Feds look to seize Aspen home in alleged $2 billion scam


Residence bought through loan scheme, indictment says

Federal authorities want to seize the Park Avenue home of race-car driver and part-time Aspenite Scott Tucker, who was arrested Wednesday on charges that he allegedly ran a fraudulent $2 billion payday lending operation.


According to a 33-page, four-count indictment handed down by a grand jury Monday, Tucker, 53, used money from companies he secretly controlled to buy the $8 million home at 269 Park Ave., five Ferraris, four Porsches and a Learjet.

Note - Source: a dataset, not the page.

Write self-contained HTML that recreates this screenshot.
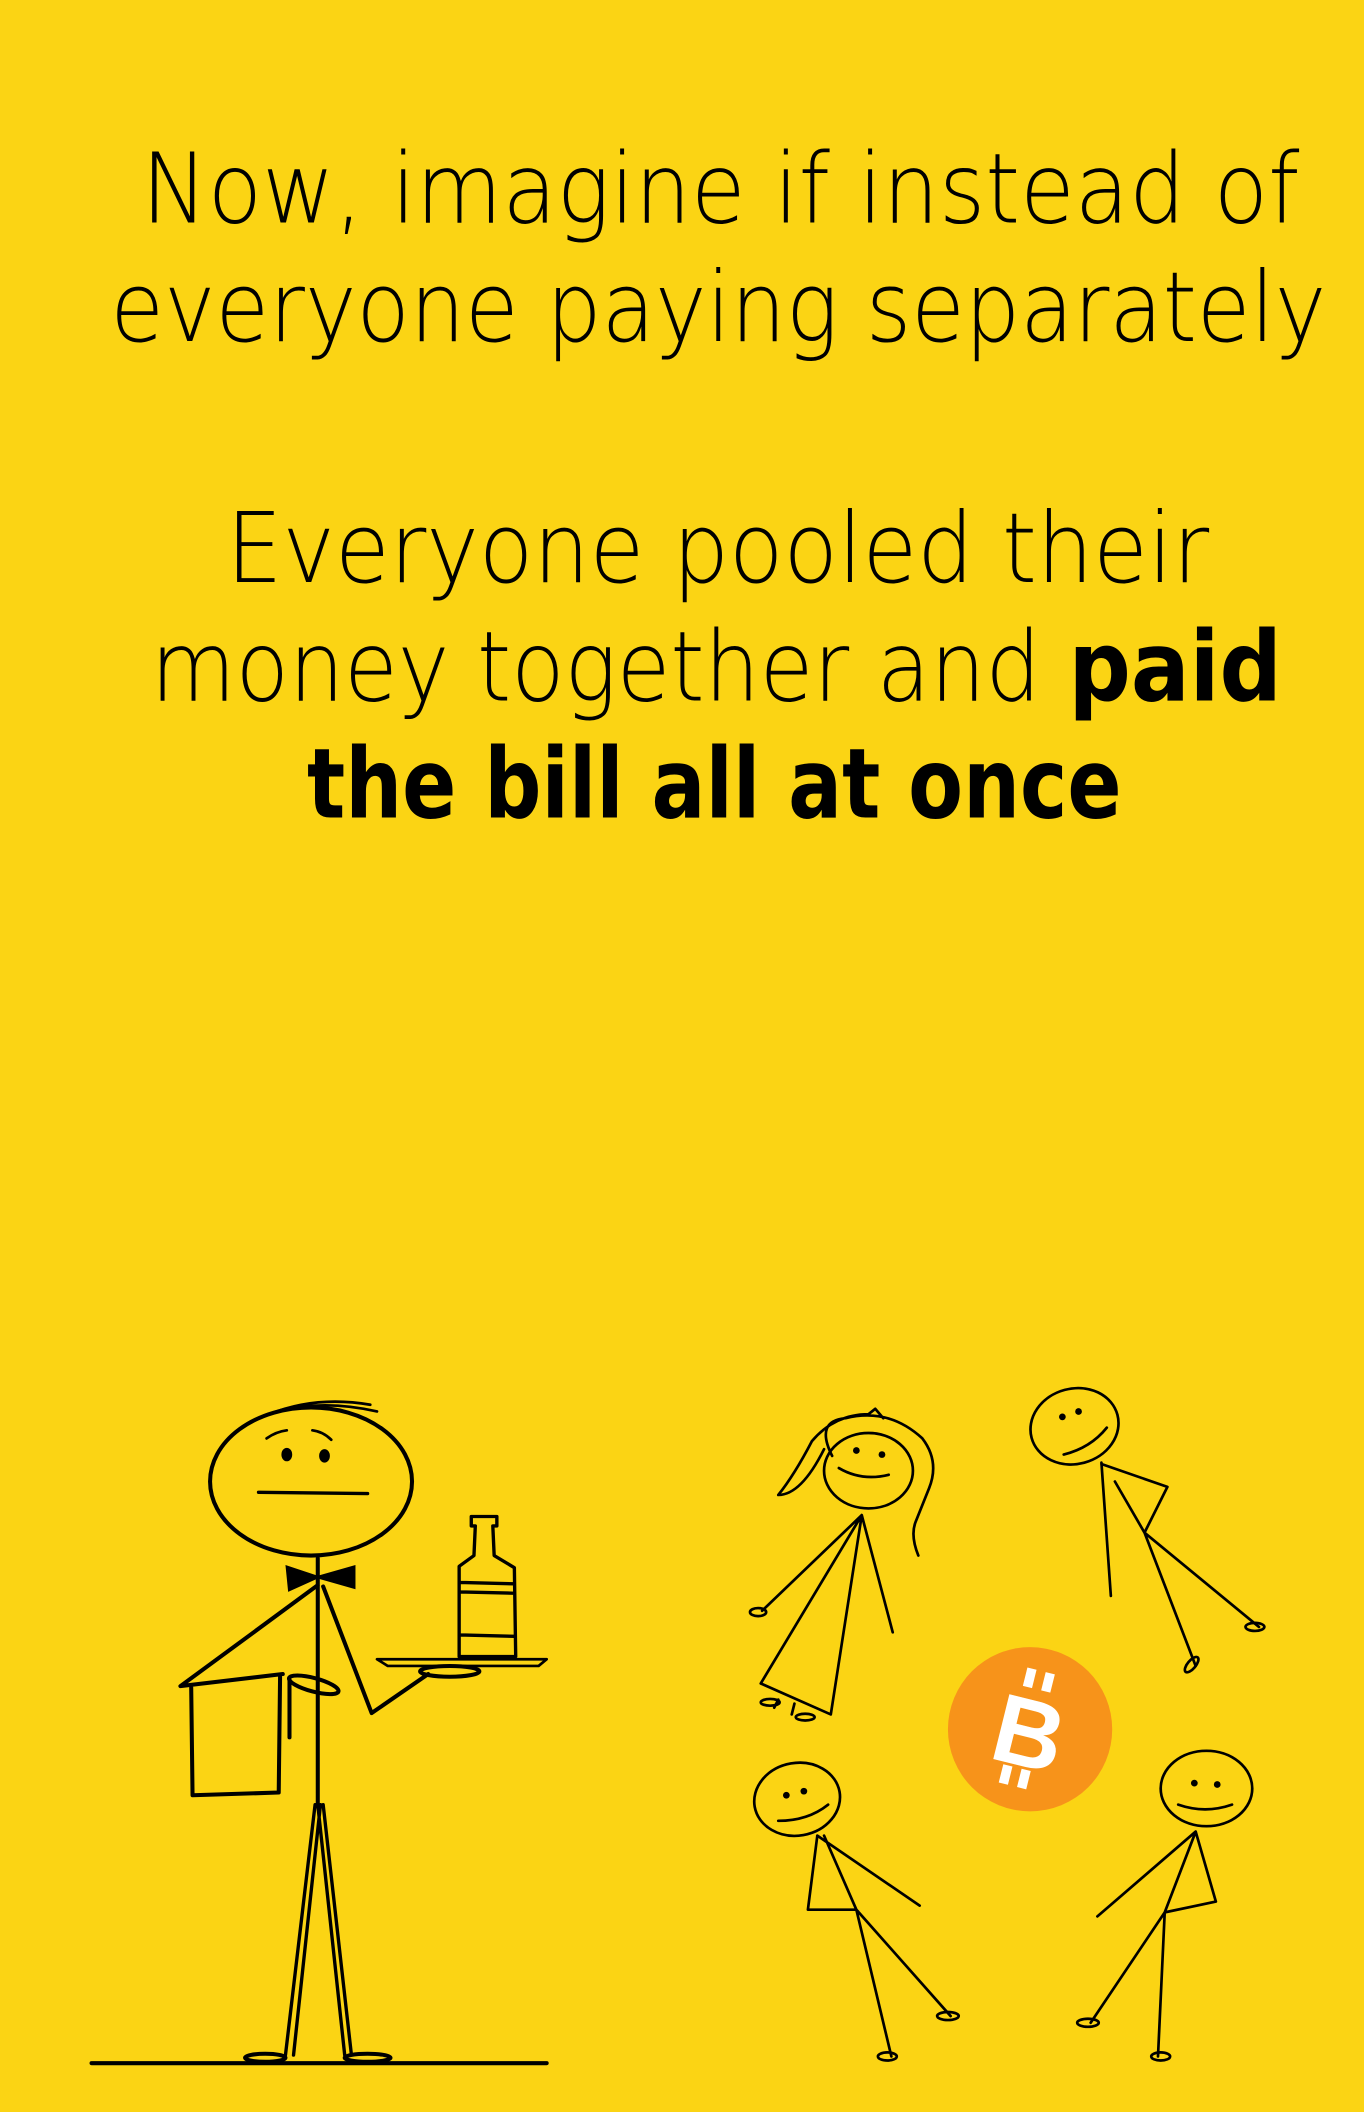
<!DOCTYPE html>
<html><head><meta charset="utf-8"><style>
html,body{margin:0;padding:0;background:#FBD414;}
svg{display:block}
.t{font-family:"DejaVu Sans","Liberation Sans",sans-serif;font-weight:200;font-size:72px;fill:#000}
.b{font-family:"DejaVu Sans","Liberation Sans",sans-serif;font-weight:700}
</style></head><body>
<svg width="1364" height="2112" viewBox="0 0 1013 1568" xmlns="http://www.w3.org/2000/svg">
<rect width="1013" height="1568" fill="#FBD414"/>
<text class="t" x="105" y="165" textLength="860" lengthAdjust="spacingAndGlyphs">Now, imagine if instead of</text>
<text class="t" x="82" y="253" textLength="903" lengthAdjust="spacingAndGlyphs">everyone paying separately</text>
<text class="t" x="168" y="432" textLength="730" lengthAdjust="spacingAndGlyphs">Everyone pooled their</text>
<text class="t" x="112" y="520" textLength="840" lengthAdjust="spacingAndGlyphs">money together and <tspan class="b">paid</tspan></text>
<text class="t b" x="228" y="607" textLength="605" lengthAdjust="spacingAndGlyphs">the bill all at once</text>

<g fill="none" stroke="#000" stroke-width="3" stroke-linecap="round" stroke-linejoin="round">
 <!-- waiter -->
 <ellipse cx="231" cy="1100" rx="75" ry="55"/>
 <path d="M200 1050 Q235 1036 275 1043 M215 1046 Q245 1040 280 1048 M198 1068 Q205 1063 213 1062 M232 1062 Q240 1063 246 1069" stroke-width="2"/>
 <path d="M192 1108 L273 1109" stroke-width="2.5"/>
 <path d="M236 1157 L236 1340 M236 1177 L134 1252 L210 1243 M142 1253 L143 1333 L207 1331 L208 1245 M215 1247 L215 1290 M240 1178 L276 1272 L318 1243"/>
 <path d="M234 1340 L212 1526 M238 1340 L218 1526 M236 1340 L256 1526 M240 1340 L261 1526" stroke-width="2.5"/>
 <ellipse cx="197" cy="1528" rx="15" ry="3"/><ellipse cx="273" cy="1528" rx="17" ry="3"/>
 <path d="M68 1532 L406 1532" stroke-width="3"/>
 <ellipse cx="233" cy="1251" rx="19" ry="5" transform="rotate(15 233 1251)"/>
 <path d="M280 1232 L406 1232 L400 1237 L288 1237 Z" stroke-width="2"/>
 <ellipse cx="334" cy="1241" rx="22" ry="4"/>
 <path d="M341 1230 L341 1163 L352 1155 L353 1133 L350 1133 L350 1126 L369 1126 L369 1133 L366 1133 L367 1155 L382 1164 L383 1230 Z M342 1175 L382 1176 M342 1182 L382 1183 M342 1214 L382 1215" stroke-width="2.5"/>
 <!-- people -->
 <g stroke-width="2">
  <!-- girl -->
  <ellipse cx="645" cy="1092" rx="33" ry="28"/>
  <path d="M618 1081 Q605 1055 628 1053 Q660 1045 685 1068 Q698 1085 690 1105 L680 1130 Q676 1140 682 1155 M612 1076 Q595 1110 578 1110 Q590 1095 603 1070 Q620 1050 645 1050 M645 1050 L650 1046 L656 1053"/>
  <path d="M640 1125 L566 1196 M640 1125 L663 1212 M640 1125 L565 1250 L617 1273 L640 1125 M578 1262 L575 1268 M590 1265 L588 1273"/>
  <ellipse cx="563" cy="1197" rx="6" ry="3"/><ellipse cx="572" cy="1264" rx="7" ry="2.5"/><ellipse cx="598" cy="1275" rx="7" ry="2.5"/>
  <path d="M623 1090 Q640 1100 660 1095"/>
  <!-- top right -->
  <ellipse cx="798" cy="1059" rx="33" ry="28" transform="rotate(-15 798 1059)"/>
  <path d="M790 1080 Q810 1075 822 1060 M818 1086 L825 1185 M818 1087 L867 1104 L850 1138 M828 1100 L850 1138 L888 1237 M850 1138 L935 1208"/>
  <ellipse cx="932" cy="1208" rx="7" ry="3"/><ellipse cx="885" cy="1236" rx="7" ry="3" transform="rotate(-50 885 1236)"/>
  <!-- bottom left -->
  <ellipse cx="592" cy="1336" rx="32" ry="27" transform="rotate(-10 592 1336)"/>
  <path d="M578 1352 Q600 1352 615 1340 M607 1363 L600 1418 L636 1418 M607 1363 L683 1415 M612 1363 L636 1418 L662 1527 M636 1418 L706 1497"/>
  <ellipse cx="704" cy="1497" rx="8" ry="3"/><ellipse cx="659" cy="1527" rx="7" ry="3"/>
  <!-- bottom right -->
  <ellipse cx="896" cy="1328" rx="34" ry="28"/>
  <path d="M875 1340 Q895 1347 915 1340 M888 1360 L865 1420 L903 1412 L888 1360 M888 1360 L815 1423 M865 1420 L860 1527 M865 1420 L810 1502"/>
  <ellipse cx="808" cy="1502" rx="8" ry="3"/><ellipse cx="862" cy="1527" rx="7" ry="3"/>
 </g>
</g>
<g fill="#000">
 <ellipse cx="213" cy="1080" rx="4" ry="5"/><ellipse cx="241" cy="1081" rx="4" ry="5"/>
 <path d="M212 1162 L236 1170 L264 1162 L264 1180 L236 1172 L214 1182 Z"/>
 <circle cx="636" cy="1077" r="2.5"/><circle cx="655" cy="1080" r="2.5"/>
 <circle cx="789" cy="1052" r="2.5"/><circle cx="801" cy="1048" r="2.5"/>
 <circle cx="584" cy="1333" r="2.5"/><circle cx="597" cy="1330" r="2.5"/>
 <circle cx="887" cy="1324" r="2.5"/><circle cx="904" cy="1325" r="2.5"/>
</g>
<circle cx="765" cy="1284" r="61" fill="#F7931A"/>
<g transform="rotate(14 765 1284)" fill="#fff">
 <rect x="752" y="1240" width="7" height="14"/><rect x="766" y="1240" width="7" height="14"/>
 <rect x="752" y="1314" width="7" height="14"/><rect x="766" y="1314" width="7" height="14"/>
 <text x="765" y="1312" font-family="Liberation Sans,sans-serif" font-weight="700" font-size="72" text-anchor="middle">B</text>
</g>
</svg>
</body></html>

Preet Bharara, the U.S. attorney for the Southern District of New York, brought the indictment and also froze bank accounts belonging to Tucker and his wife.


Tucker’s various payday firms “systematically exploited over 4.5 million working people throughout the United States who were struggling to pay basic living expenses, including for food and housing,” Bharara wrote.


Tucker and his attorney, who was also arrested, used Tucker Payday Lenders, for instance, to make short-term loans and then charged “usurious interest rates as high as 700 percent or more using deceptive and misleading communications and contracts, and in violation of the usury laws of numerous states …,” the indictment says.


Tucker has long been on the authorities’ radar. A limited liability company, for which his wife was the authorized signer, bought the local home in 2009, property records show. That was not long after former Colorado attorney general John Suthers subpoenaed him as part of an investigation into his companies.


He ignored the subpoena, according to news reports, and one of his firms, AMG Services, paid roughly $17,300 in property taxes on the Aspen home in 2011, according to county records.


According to the federal indictment, Tucker put AMG Services in the hands of a Native American tribe — one of several “sham business relationships” — but still controlled the company. The use of the tribe, which has general immunity from state laws, shielded Tucker from numerous lawsuits, prosecutors contend.


Suthers on Thursday told the Aspen Daily News that the indictment validated the years-long investigation by federal authorities and his previous office.


“I was gratified to see the federal indictment against Scott Tucker,” he said. “Colorado had a long, drawn-out legal battle with Mr. Tucker. We alleged that he was trying to avoid any state regulations of his payday lending businesses by claiming an affiliation with Indian tribes, which was in our opinion not legitimate. I’m very heartened that not only this indictment has come around, but at its essence, when I the read language of the indictment the feds have figured it out.


“He shouldn’t be able to hide behind native sovereignty.”


The tax allegation about the Aspen property is also mentioned in a 2012 lawsuit against Tucker in Kansas. The class-action complaint alleged he had violated the Racketeer Influenced and Corrupt Organizations Act.


“The vast majority of AMG Services Inc.’s revenue is used to pay for defendant Scott Tucker’s personal, non-business-related expenditures, including luxury vehicle leases, private jets, residential mortgage payments, and Ferrari racing endeavors,” the lawsuit alleged.


After the payment by AMG Services in 2011, the property taxes were paid by either Tucker’s wife, Kim, or 269 Park Avenue LLC, county records show.


No one answered the door at the residence on Thursday. According to property records, it is a 5-bedroom, 6-bath home, and has an elevator, five fireplaces and a guest house. The latter isn’t mentioned in the indictment, which seeks “all right, title and interest” in the main home, “with all improvements, appurtenances and attachments.”